Using the data beneath, show every line that includes the word "screenshot".
═══ MATERIALS PROVIDED
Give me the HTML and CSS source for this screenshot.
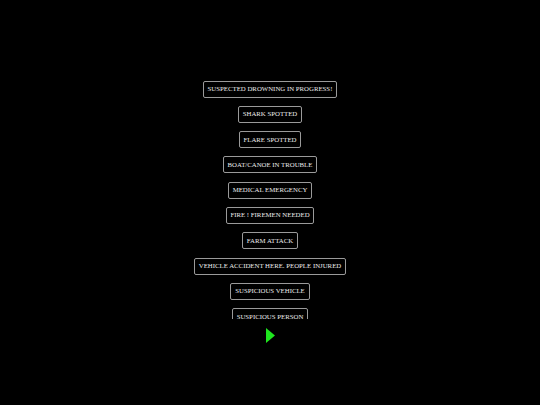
FILE: index.html
```html
<!DOCTYPE html>
<html>
<head>
<meta charset="utf-8">
<link rel="stylesheet" href="styles.css">
</head>
<body>
<div class="page">
  <div class="list">
    <button class="alert">SUSPECTED DROWNING IN PROGRESS!</button>
    <button class="alert">SHARK SPOTTED</button>
    <button class="alert">FLARE SPOTTED</button>
    <button class="alert">BOAT/CANOE IN TROUBLE</button>
    <button class="alert">MEDICAL EMERGENCY</button>
    <button class="alert">FIRE ! FIREMEN NEEDED</button>
    <button class="alert">FARM ATTACK</button>
    <button class="alert">VEHICLE ACCIDENT HERE. PEOPLE INJURED</button>
    <button class="alert">SUSPICIOUS VEHICLE</button>
    <button class="alert">SUSPICIOUS PERSON</button>
  </div>
  <div class="next">
    <svg width="9" height="15" viewBox="0 0 9 15"><polygon points="0,0 9,7.5 0,15" fill="#1ee61e"/></svg>
  </div>
</div>
</body>
</html>
```
FILE: styles.css
```css
html, body {
  margin: 0;
  padding: 0;
  background: #000;
}
.page {
  width: 540px;
  height: 405px;
  padding-top: 80px;
  box-sizing: border-box;
  display: flex;
  flex-direction: column;
  align-items: center;
}
.list {
  height: 239px;
  width: 100%;
  overflow: hidden;
  display: flex;
  flex-direction: column;
  align-items: center;
  gap: 8.3px;
  padding-top: 0.5px;
  box-sizing: border-box;
}
.alert {
  flex: none;
  font-family: "Liberation Serif", "Times New Roman", serif;
  font-size: 6.8px;
  line-height: 8px;
  color: #ececec;
  background: #000;
  border: 1px solid #9a9a9a;
  border-radius: 2px;
  padding: 3.5px 3.8px;
  margin: 0;
  white-space: nowrap;
}
.next {
  margin-top: 8.5px;
  display: flex;
  justify-content: center;
  width: 100%;
  padding-left: 1px;
}
.next svg {
  display: block;
}
```
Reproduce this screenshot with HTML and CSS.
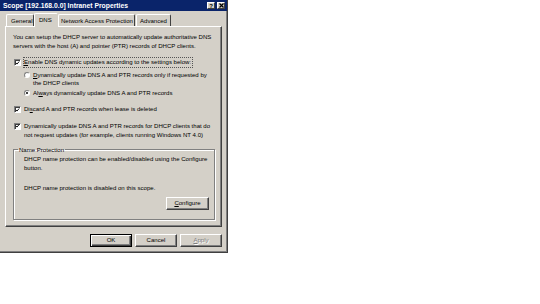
FILE: index.html
```html
<!DOCTYPE html>
<html lang="en">
  <head>
    <meta charset="UTF-8" />
    <meta name="viewport" content="width=device-width, initial-scale=1.0" />
    <title>Scope Properties</title>
    <link rel="stylesheet" href="styles.css">
  </head>
  <body>
    <div class="window">
      <div class="titlebar">
        <span class="title">Scope [192.168.0.0] Intranet Properties</span>
        <div class="caption-buttons">
          <span class="cbtn help">?</span>
          <span class="cbtn close">
            <svg width="5" height="5" viewBox="0 0 5 5"><path d="M0.5 0.5 L4.5 4.5 M4.5 0.5 L0.5 4.5" stroke="#000" stroke-width="1.2"/></svg>
          </span>
        </div>
      </div>

      <div class="tabs">
        <span class="tab">General</span>
        <span class="tab active">DNS</span>
        <span class="tab">Network Access Protection</span>
        <span class="tab">Advanced</span>
      </div>

      <div class="panel">
        <p class="intro">You can setup the DHCP server to automatically update authoritative DNS servers with the host (A) and pointer (PTR) records of DHCP clients.</p>

        <div class="option first">
          <span class="box"><svg width="6" height="6" viewBox="0 0 6 6"><path d="M1 2.8 L2.4 4.3 L5 1.2" fill="none" stroke="#000" stroke-width="1.1"/></svg></span>
          <span class="label focus key">Enable DNS dynamic updates according to the settings below:</span>
        </div>

        <div class="option radio-one">
          <span class="radio"></span>
          <span class="label key">Dynamically update DNS A and PTR records only if requested by the DHCP clients</span>
        </div>

        <div class="option radio-two">
          <span class="radio on"></span>
          <span class="label">Al<u>w</u>ays dynamically update DNS A and PTR records</span>
        </div>

        <div class="option discard">
          <span class="box"><svg width="6" height="6" viewBox="0 0 6 6"><path d="M1 2.8 L2.4 4.3 L5 1.2" fill="none" stroke="#000" stroke-width="1.1"/></svg></span>
          <span class="label">Di<u>s</u>card A and PTR records when lease is deleted</span>
        </div>

        <div class="option legacy">
          <span class="box"><svg width="6" height="6" viewBox="0 0 6 6"><path d="M1 2.8 L2.4 4.3 L5 1.2" fill="none" stroke="#000" stroke-width="1.1"/></svg></span>
          <span class="label">Dynamically update DNS A and PTR records for DHCP clients that do not request updates (for example, clients running Windows NT 4.0)</span>
        </div>

        <fieldset class="group">
          <legend>Name Protection</legend>
          <p class="group-text">DHCP name protection can be enabled/disabled using the Configure button.</p>
          <p class="group-status">DHCP name protection is disabled on this scope.</p>
          <div class="group-actions">
            <span class="button configure key">Configure</span>
          </div>
        </fieldset>
      </div>

      <div class="buttons">
        <span class="button default">OK</span>
        <span class="button">Cancel</span>
        <span class="button disabled key">Apply</span>
      </div>
    </div>
  </body>
</html>
```

FILE: styles.css
```css
body {
  margin: 0;
  background-color: #fff;
  font-family: "Liberation Sans", Arial, sans-serif;
  font-size: 6.05px;
  color: #000;
}

p {
  margin: 0;
}

u,
.key::first-letter {
  text-decoration: underline;
  text-decoration-thickness: 0.5px;
  text-underline-offset: 1px;
}

.window {
  box-sizing: border-box;
  width: 228px;
  height: 253px;
  padding: 0 2px 2px 2px;
  background-color: #d4d0c8;
  border-right: 1px solid #404040;
  border-bottom: 1px solid #404040;
  box-shadow: inset -1px -1px #808080;
}

.titlebar {
  display: flex;
  justify-content: space-between;
  align-items: center;
  height: 11px;
  margin: 0 -2px;
  padding: 0 2px 0 3px;
  background-color: #0a246a;
}

.title {
  color: #fff;
  font-weight: bold;
  font-size: 6.8px;
}

.caption-buttons {
  display: flex;
  gap: 2px;
}

.cbtn {
  box-sizing: border-box;
  display: flex;
  justify-content: center;
  align-items: center;
  width: 8px;
  height: 7px;
  background-color: #d4d0c8;
  border-top: 1px solid #fff;
  border-left: 1px solid #fff;
  border-right: 1px solid #404040;
  border-bottom: 1px solid #404040;
  font-weight: bold;
  font-size: 6px;
  line-height: 6px;
}

.tabs {
  display: flex;
  align-items: flex-end;
  height: 14px;
  margin-top: 2px;
  padding-left: 4px;
  position: relative;
  z-index: 1;
}

.tab {
  box-sizing: border-box;
  height: 12px;
  padding: 2px 2px 0;
  line-height: 8px;
  background-color: #d4d0c8;
  border-top: 1px solid #fff;
  border-left: 1px solid #fff;
  border-right: 1px solid #404040;
  border-radius: 2px 2px 0 0;
  margin-bottom: 1px;
  white-space: nowrap;
  overflow: hidden;
}

.tab:nth-child(1) {
  width: 28px;
  padding-left: 4px;
}

.tab.active {
  width: 24px;
  height: 14px;
  margin-bottom: 0;
  padding-top: 2px;
  padding-left: 4px;
  border-right-color: #d4d0c8;
}

.tab:nth-child(3) {
  width: 77px;
  padding-left: 2px;
}

.tab:nth-child(4) {
  width: 35px;
  margin-left: 1px;
  padding-left: 3px;
}

.panel {
  box-sizing: border-box;
  width: 217px;
  height: 201px;
  margin: -1px 0 0 3px;
  padding: 6px 6px 0 7px;
  border-top: 1px solid #fff;
  border-left: 1px solid #fff;
  border-right: 1px solid #404040;
  border-bottom: 1px solid #404040;
  box-shadow: inset -1px -1px #808080;
}

.intro {
  line-height: 9px;
}

.option {
  display: flex;
  align-items: flex-start;
  line-height: 8.5px;
}

.option .label {
  display: block;
}

.option.first {
  margin-top: 7px;
  padding-left: 1px;
}

.option.radio-one {
  margin-top: 4px;
  padding-left: 11px;
  padding-right: 4px;
}

.option.radio-two {
  margin-top: 1px;
  padding-left: 11px;
}

.option.discard {
  margin-top: 8px;
  padding-left: 1px;
}

.option.legacy {
  margin-top: 8px;
  padding-left: 1px;
  line-height: 9px;
}

.box {
  box-sizing: border-box;
  flex: none;
  display: flex;
  justify-content: center;
  align-items: center;
  width: 7px;
  height: 7px;
  margin-top: 1px;
  margin-right: 3px;
  background-color: #fff;
  border-top: 1px solid #808080;
  border-left: 1px solid #808080;
  border-right: 1px solid #fff;
  border-bottom: 1px solid #fff;
  box-shadow: inset 1px 1px #404040;
}

.radio {
  box-sizing: border-box;
  flex: none;
  width: 6px;
  height: 6px;
  margin-top: 1px;
  margin-right: 3px;
  border-radius: 50%;
  background-color: #fff;
  border: 1px solid #808080;
  border-right-color: #fff;
  border-bottom-color: #fff;
  position: relative;
}

.radio.on::after {
  content: "";
  position: absolute;
  left: 1px;
  top: 1px;
  width: 2px;
  height: 2px;
  border-radius: 50%;
  background-color: #000;
}

.label.focus {
  outline: 1px dotted #555;
  outline-offset: 0;
  padding-right: 1px;
}

.group {
  margin: 6px 0 0 0;
  padding: 1px 5px 9px 10px;
  border: 1px solid #808080;
  box-shadow: 1px 1px #fff, inset 1px 1px #fff;
  line-height: 8.5px;
}

.group legend {
  margin-left: -6px;
  padding: 0 1px;
}

.group-status {
  margin-top: 12px;
}

.group-actions {
  display: flex;
  justify-content: flex-end;
  margin-top: 4px;
}

.button {
  box-sizing: border-box;
  display: block;
  width: 42px;
  height: 13px;
  line-height: 11px;
  text-align: center;
  background-color: #d4d0c8;
  border-top: 1px solid #fff;
  border-left: 1px solid #fff;
  border-right: 1px solid #404040;
  border-bottom: 1px solid #404040;
  box-shadow: inset -1px -1px #808080;
}

.button.configure {
  width: 43px;
}

.button.default {
  border: 1px solid #000;
  box-shadow: inset 1px 1px #fff, inset -1px -1px #404040, inset -2px -2px #808080;
}

.button.disabled {
  color: #808080;
  text-shadow: 1px 1px #fff;
}

.buttons {
  display: flex;
  justify-content: flex-end;
  gap: 3px;
  margin-top: 7px;
  padding-right: 3px;
}
```
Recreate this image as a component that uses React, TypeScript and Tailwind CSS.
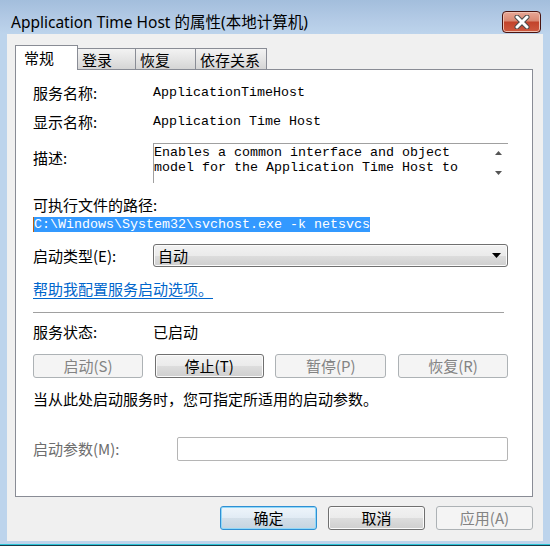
══════
[CORRECT ANSWER]
Give me the HTML and CSS source for this screenshot.
Reproduce this screenshot with HTML and CSS.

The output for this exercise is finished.